Leading broadly-based losses were heavyweight stocks including banks and financials.
BHP Billiton Ltd fell 0.9 percent while Rio Tinto Ltd slipped 0.1 percent
Among banks, National Australia Bank lost 0.9 percent and Australia and New Zealand Banking Group dropped 1 percent.
The S&P/ASX 200 index fell 37.9 points to 5,158.7 by 0157 GMT, snapping four consecutive sessions of gains.

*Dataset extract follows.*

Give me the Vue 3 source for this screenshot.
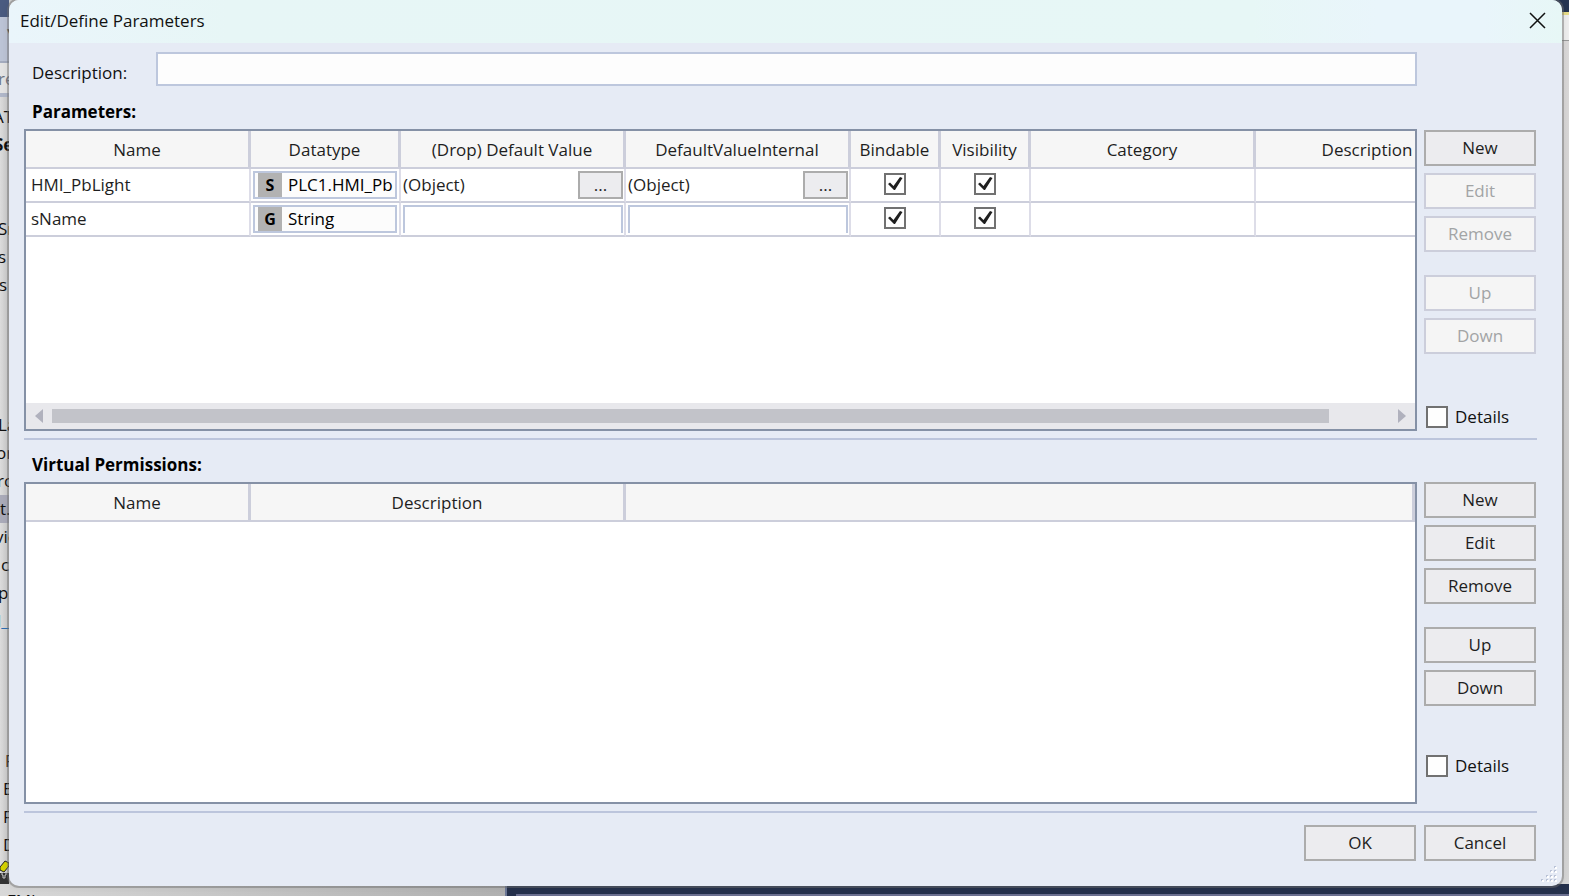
<script setup>
import { ref } from 'vue'

const treeRows = [
  { text: 'AT', indent: -7 }, { text: 'Se', indent: -6, bold: true }, {}, {},
  { text: 'Sr', indent: -2 }, { text: 's', indent: -2 }, { text: 's', indent: -1 }, {}, {}, {}, {},
  { text: 'La', indent: -2 }, { text: 'or', indent: -4 }, { text: 'ro', indent: -3 },
  { text: 't.', indent: 0, selected: true }, { text: 'vie', indent: -5 }, { text: 'c', indent: 1 },
  { text: 'p', indent: -2 }, { text: 'l_', indent: -3, link: true }, {}, {}, {}, {},
  { text: 'P', indent: 5 }, { text: 'E', indent: 3 }, { text: 'F', indent: 3 }, { text: 'D', indent: 3 }
]

const columns = [
  { label: 'Name', cls: 'wide' }, { label: 'Datatype', cls: 'medium' },
  { label: '(Drop) Default Value', cls: 'wide' }, { label: 'DefaultValueInternal', cls: 'wide' },
  { label: 'Bindable', cls: 'narrow' }, { label: 'Visibility', cls: 'narrow' },
  { label: 'Category', cls: 'wide' }, { label: 'Description', cls: 'wide' }
]

const parameters = ref([
  { name: 'HMI_PbLight', kind: 'S', type: 'PLC1.HMI_Pb', object: true, value: '', internal: '', bindable: true, visible: true },
  { name: 'sName', kind: 'G', type: 'String', object: false, value: '', internal: '', bindable: true, visible: true }
])

const description = ref('')
const detailsTop = ref(false)
const detailsBottom = ref(false)
</script>

<template>
  <div class="desktop">
    <div class="backdrop" aria-hidden="true">
      <div class="left-strip">
        <div class="strip-top"></div>
        <div class="strip-tool"><span class="caret">▼</span></div>
        <div class="strip-search">re</div>
        <div class="tree">
          <div
            v-for="(row, i) in treeRows"
            :key="i"
            class="tree-row"
            :class="{ bold: row.bold, selected: row.selected, link: row.link }"
            :style="{ textIndent: (row.indent || 0) + 'px' }"
          >{{ row.text }}</div>
        </div>
        <svg class="pencil" viewBox="0 0 9 24" width="9" height="24">
          <rect y="13" width="9" height="11" fill="#333" />
          <path d="M0 7 L5 1 L9 3 L9 6 L4 12 L0 10 Z" fill="#d6d300" stroke="#222" />
          <path d="M2 12v3h1v3h2v-3h1v-3" fill="none" stroke="#c8c8c8" />
        </svg>
      </div>
      <div class="right-strip"></div>
      <div class="bottom-strip">
        <div class="status">FMI</div>
        <div class="status-dark"><div class="status-line"></div></div>
      </div>
    </div>

    <main class="dialog" role="dialog" aria-labelledby="dialog-title">
      <header class="titlebar">
        <h1 id="dialog-title">Edit/Define Parameters</h1>
        <button class="close" aria-label="Close">
          <svg viewBox="0 0 17 17" width="17" height="17"><path d="M1 1 L16 16 M16 1 L1 16" stroke="#111" stroke-width="1.5" fill="none" /></svg>
        </button>
      </header>

      <div class="content">
        <div class="description-row">
          <label for="description">Description:</label>
          <input id="description" v-model="description" type="text" />
        </div>

        <h2>Parameters:</h2>
        <section class="panel panel-top">
          <div class="grid-box">
            <div class="grid-view">
              <table class="param-table">
                <colgroup><col v-for="c in columns" :key="c.label" :class="c.cls" /></colgroup>
                <thead>
                  <tr><th v-for="c in columns" :key="c.label">{{ c.label }}</th></tr>
                </thead>
                <tbody>
                  <tr v-for="p in parameters" :key="p.name">
                    <td class="name">{{ p.name }}</td>
                    <td>
                      <button class="type-box"><span class="kind">{{ p.kind }}</span><span class="type-name">{{ p.type }}</span></button>
                    </td>
                    <td class="value">
                      <div v-if="p.object" class="object-cell"><span>(Object)</span><button class="dots" aria-label="Edit default value">...</button></div>
                      <input v-else v-model="p.value" class="cell-input" type="text" aria-label="Default value" />
                    </td>
                    <td class="value">
                      <div v-if="p.object" class="object-cell"><span>(Object)</span><button class="dots" aria-label="Edit internal default value">...</button></div>
                      <input v-else v-model="p.internal" class="cell-input" type="text" aria-label="Internal default value" />
                    </td>
                    <td class="tick">
                      <label class="check"><input v-model="p.bindable" type="checkbox" aria-label="Bindable" /><svg viewBox="0 0 22 22"><path d="M4 11 L6 9.500 L9.500 13 L16 4 L18.500 5 L11 17 H10 Z" /></svg></label>
                    </td>
                    <td class="tick">
                      <label class="check"><input v-model="p.visible" type="checkbox" aria-label="Visibility" /><svg viewBox="0 0 22 22"><path d="M4 11 L6 9.500 L9.500 13 L16 4 L18.500 5 L11 17 H10 Z" /></svg></label>
                    </td>
                    <td></td>
                    <td></td>
                  </tr>
                </tbody>
              </table>
            </div>
            <div class="scrollbar">
              <svg viewBox="0 0 8 14" width="8" height="14"><path d="M8 0V14L0 7Z" fill="#b0b1bd" /></svg>
              <div class="track"><div class="thumb"></div></div>
              <svg viewBox="0 0 8 14" width="8" height="14"><path d="M0 0V14L8 7Z" fill="#b0b1bd" /></svg>
            </div>
          </div>
          <aside class="actions">
            <button class="btn">New</button>
            <button class="btn" disabled>Edit</button>
            <button class="btn" disabled>Remove</button>
            <button class="btn apart" disabled>Up</button>
            <button class="btn" disabled>Down</button>
            <label class="details top-details"><span class="check"><input v-model="detailsTop" type="checkbox" /><svg viewBox="0 0 22 22"><path d="M4 11 L6 9.500 L9.500 13 L16 4 L18.500 5 L11 17 H10 Z" /></svg></span>Details</label>
          </aside>
        </section>

        <h2>Virtual Permissions:</h2>
        <section class="panel panel-bottom">
          <div class="grid-box">
            <table class="perm-table">
              <colgroup><col class="wide" /><col class="extra" /><col /></colgroup>
              <thead><tr><th>Name</th><th>Description</th><th></th></tr></thead>
            </table>
          </div>
          <aside class="actions">
            <button class="btn">New</button>
            <button class="btn">Edit</button>
            <button class="btn">Remove</button>
            <button class="btn apart">Up</button>
            <button class="btn">Down</button>
            <label class="details bottom-details"><span class="check"><input v-model="detailsBottom" type="checkbox" /><svg viewBox="0 0 22 22"><path d="M4 11 L6 9.500 L9.500 13 L16 4 L18.500 5 L11 17 H10 Z" /></svg></span>Details</label>
          </aside>
        </section>

        <footer class="footer">
          <button class="btn">OK</button>
          <button class="btn">Cancel</button>
        </footer>
      </div>

      <svg class="grip" viewBox="0 0 18 18" width="18" height="18" aria-hidden="true">
        <g fill="#b9c2d6">
          <rect x="14" y="1" width="2" height="2" /><rect x="10" y="5" width="2" height="2" /><rect x="14" y="5" width="2" height="2" />
          <rect x="6" y="10" width="2" height="2" /><rect x="10" y="10" width="2" height="2" /><rect x="14" y="10" width="2" height="2" />
          <rect x="1" y="14" width="2" height="2" /><rect x="6" y="14" width="2" height="2" /><rect x="10" y="14" width="2" height="2" /><rect x="14" y="14" width="2" height="2" />
        </g>
        <g fill="#fff">
          <rect x="15" y="2" width="2" height="2" /><rect x="11" y="6" width="2" height="2" /><rect x="15" y="6" width="2" height="2" />
          <rect x="7" y="11" width="2" height="2" /><rect x="11" y="11" width="2" height="2" /><rect x="15" y="11" width="2" height="2" />
          <rect x="2" y="15" width="2" height="2" /><rect x="7" y="15" width="2" height="2" /><rect x="11" y="15" width="2" height="2" /><rect x="15" y="15" width="2" height="2" />
        </g>
      </svg>
    </main>
  </div>
</template>

<style>
body { margin: 0; }
</style>

<style scoped>
* { box-sizing: border-box; }
.desktop {
  position: relative;
  display: flex;
  min-height: 100vh;
  padding: 0 7px 10px 9px;
  overflow: hidden;
  font: 17px/24px "Open Sans", "Noto Sans", sans-serif;
  color: #1e1e1e;
}
button, input { font: inherit; color: inherit; margin: 0; padding: 0; border-radius: 0; }

/* Application window behind the dialog */
.backdrop { position: absolute; inset: 0; background: #d0d0d0; }
.left-strip {
  position: absolute; left: 0; top: 0; bottom: 12px; width: 9px;
  display: flex; flex-direction: column; overflow: hidden; white-space: nowrap;
  background: linear-gradient(90deg, #dcdcdc, #c8c8c8);
}
.strip-top { height: 17px; flex: none; background: #4a5b80; }
.strip-tool { height: 46px; flex: none; background: #bcc4d6; border-bottom: 2px solid #a4acbf; }
.caret { display: block; padding: 2px 0 0 5px; font-size: 10px; color: #444; }
.strip-search { height: 34px; flex: none; padding-top: 4px; text-indent: -2px; color: #707684; background: #e4e4e4; border-bottom: 4px solid #b0b7c9; }
.tree { flex: 1; padding-top: 6px; overflow: hidden; }
.tree-row { height: 28px; line-height: 28px; color: #111; }
.tree-row.bold { font-weight: 700; }
.tree-row.selected { background: #aaabb9; }
.tree-row.link { color: #2d6fb4; }
.pencil { position: absolute; left: 0; bottom: 0; }
.right-strip {
  position: absolute; right: 0; top: 0; bottom: 12px; width: 16px;
  background: linear-gradient(#263551 12px, #e8dd88 12px, #e8dd88 15px, #eee 15px, #eee 40px, #999 40px, #999 41px, #dbd9d9 41px, #c9c9c9 70%, #d6d6d6);
}
.bottom-strip { position: absolute; left: 0; right: 0; bottom: 0; height: 12px; display: flex; overflow: hidden; }
.status { width: 507px; padding: 5px 0 0 7px; line-height: 24px; background: linear-gradient(90deg, #d8d8d8, #b0b0b0); border-right: 2px solid #6b7796; color: #111; }
.status-dark { flex: 1; display: flex; align-items: flex-end; padding-left: 9px; background: #25314c; }
.status-line { flex: 1; height: 2px; background: #6b7090; }

/* Dialog frame */
.dialog {
  position: relative;
  flex: 1;
  min-width: 0;
  display: flex;
  flex-direction: column;
  background: #e6ebf5;
  border-radius: 10px;
  box-shadow: 0 0 0 2px rgba(110, 110, 110, 0.45), 0 0 8px rgba(0, 0, 0, 0.12);
}
.titlebar {
  display: flex; align-items: center; justify-content: space-between;
  height: 43px; padding: 0 16px 2px 11px;
  border-radius: 10px 10px 0 0;
  background: linear-gradient(90deg, #eaf5fb 0%, #e7f6f6 14%, #e7f7f6 80%, #e9f5fb 88%, #e9f5fb 95%, #e7f7f6 100%);
}
h1 { margin: 0; font-size: 17px; line-height: 24px; font-weight: 400; color: #111; }
.close { display: flex; border: 0; background: none; }
.content { flex: 1; display: flex; flex-direction: column; padding: 9px 25px 25px 15px; }
.description-row { display: flex; align-items: flex-start; padding: 0 120px 1px 8px; color: #111; }
.description-row label { width: 124px; padding-top: 9px; flex: none; }
.description-row input { flex: 1; min-width: 0; height: 34px; padding: 0 6px; border: 2px solid #bdc7dd; background: #fdfdfd; outline: 0; }
h2 { margin: 0; padding: 13px 0 5px 8px; font-size: 17px; font-weight: 700; line-height: 24px; color: #000; }

/* Grid panels */
.panel { display: flex; gap: 7px; padding-bottom: 7px; border-bottom: 2px solid #bcc5dc; }
.panel-top { flex: 1 1 311px; }
.panel-bottom { flex: 1 1 331px; }
.grid-box { flex: 1; min-width: 0; display: flex; flex-direction: column; border: 2px solid #8591a6; background: #fff; overflow: hidden; }
.grid-view { flex: 1; overflow: hidden; }
table { border-collapse: separate; border-spacing: 0; table-layout: fixed; }
.param-table { width: 1455px; }
.perm-table { width: 100%; }
.wide { width: 225px; }
.medium { width: 150px; }
.narrow { width: 90px; }
.extra { width: 375px; }
th { height: 38px; padding: 2px 0 0; font-weight: 400; white-space: nowrap; background: #f6f6f6; border-right: 3px solid #ccceDb; border-bottom: 2px solid #ccceDb; }
td { height: 34px; padding: 2px; border-right: 2px solid #dddde8; border-bottom: 2px solid #ccceDb; white-space: nowrap; }
td.name { padding: 0 0 0 5px; }
td.value { padding-right: 1px; }
.type-box { display: flex; align-items: center; width: 144px; height: 28px; padding-left: 3px; border: 2px solid #bdc7dd; background: #fcfcfc; color: #000; overflow: hidden; }
.kind { width: 24px; height: 24px; margin-right: 6px; flex: none; text-align: center; font-weight: 700; font-size: 16px; background: #b2b2b2; }
.object-cell { display: flex; align-items: center; justify-content: space-between; height: 28px; }
.dots { width: 45px; height: 28px; border: 2px solid #acacac; background: #ececef; }
.cell-input { display: block; width: 100%; height: 28px; border: 2px solid #bdc7dd; border-bottom: 0; background: #fff; outline: 0; }
.tick { text-align: center; padding-bottom: 4px; }
.check { position: relative; display: block; width: 22px; height: 22px; flex: none; }
.tick .check { margin: 0 auto; }
.check input { display: block; width: 22px; height: 22px; appearance: none; border: 2px solid #717171; background: #fefefe; }
.check svg { position: absolute; inset: 0; fill: #1e1e1e; visibility: hidden; pointer-events: none; }
.check input:checked + svg { visibility: visible; }

.scrollbar { display: flex; align-items: center; gap: 9px; height: 26px; padding: 0 9px; background: #e8e8ec; }
.track { flex: 1; }
.thumb { width: 95.5%; height: 14px; background: #c2c3c9; }

/* Button columns */
.actions { display: flex; flex-direction: column; gap: 7px; width: 113px; flex: none; }
.panel-top .actions { padding-top: 1px; }
.btn { width: 112px; height: 36px; border: 2px solid #acacac; background: #ececef; line-height: 24px; flex: none; }
.btn:disabled { border-color: #ccceDb; background: #f5f5f5; color: #a2a4a5; }
.apart { margin-top: 16px; }
.details { display: flex; align-items: center; gap: 7px; margin-top: auto; padding-left: 2px; color: #111; }
.top-details { margin-bottom: 2px; }
.bottom-details { margin-bottom: 26px; }

.footer { display: flex; justify-content: flex-end; gap: 8px; padding: 12px 1px 0 0; }
.grip { position: absolute; right: 4px; bottom: 3px; }
</style>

The benchmark rose 0.2 percent on Tuesday to its highest close since May 20.
Risk appetite soured somewhat after key congressional leaders John Boehner and Eric Cantor both pledged their support for military action to punish President Bashar al-Assad for his suspected use of chemical weapons against civilians.
“In a worst case scenario of escalating conflict in the Middle East, higher risk premiums built into gold and oil prices could see a rally in energy and gold mining stocks, while the broader market falls,” said Ric Spooner, chief market analyst at CMC Markets, in a note to clients.
Also dampening investor sentiment was the looming general election on Saturday, where the conservative opposition is expected to oust the Labor government, adding a cautious tone to trade during the week.
Top telecommunications company Telstra Corporation Ltd fell 0.9 percent while consumer staple retailers Woolworths Ltd and Wesfarmers Ltd lost 1.1 percent and 1.3 percent respectively.
However, a handful of gold miners edged higher, helping to cap broader losses after bullion rallied to near 3-1/2-year highs.
Regis Resources Ltd and Newcrest Mining Ltd posted gains of 2.1 percent and 0.7 percent, eking out a modest gain in the sector.
Data out on Wednesday showed Australia’s economy grew 0.6 percent last quarter as modest gains in consumer and government spending offset a very flat performance else where.
“The economy is still growing below trend, ongoing growth is below 2.6 percent,” said Stephen Walters, chief economist at JP Morgan.
“It probably means the RBA still has to cut interest rates at some point, but no compelling reason after this data to do anything soon.”
Australia’s central bank kept interest rates steady at 2.5 percent at its policy meeting on Tuesday.
Perilya Ltd rocketed 43.2 percent to 7-month highs of A$0.31 after Zhongjin Lingnan issued a proposal to acquire Perilya at $0.35 per share, a premium to its current trading share price.
Monadelphous Group Ltd climbed 2.8 percent to A$19.74, a three-month high after the company secured a $235 million Cape Lambert port project in Western Australia.
Sentiment on the local bourse was helped slightly as U.S. stocks edged higher on Tuesday, although they finished well off session highs.
New Zealand’s benchmark NZX 50 index rose 0.1 percent to 4,612.7.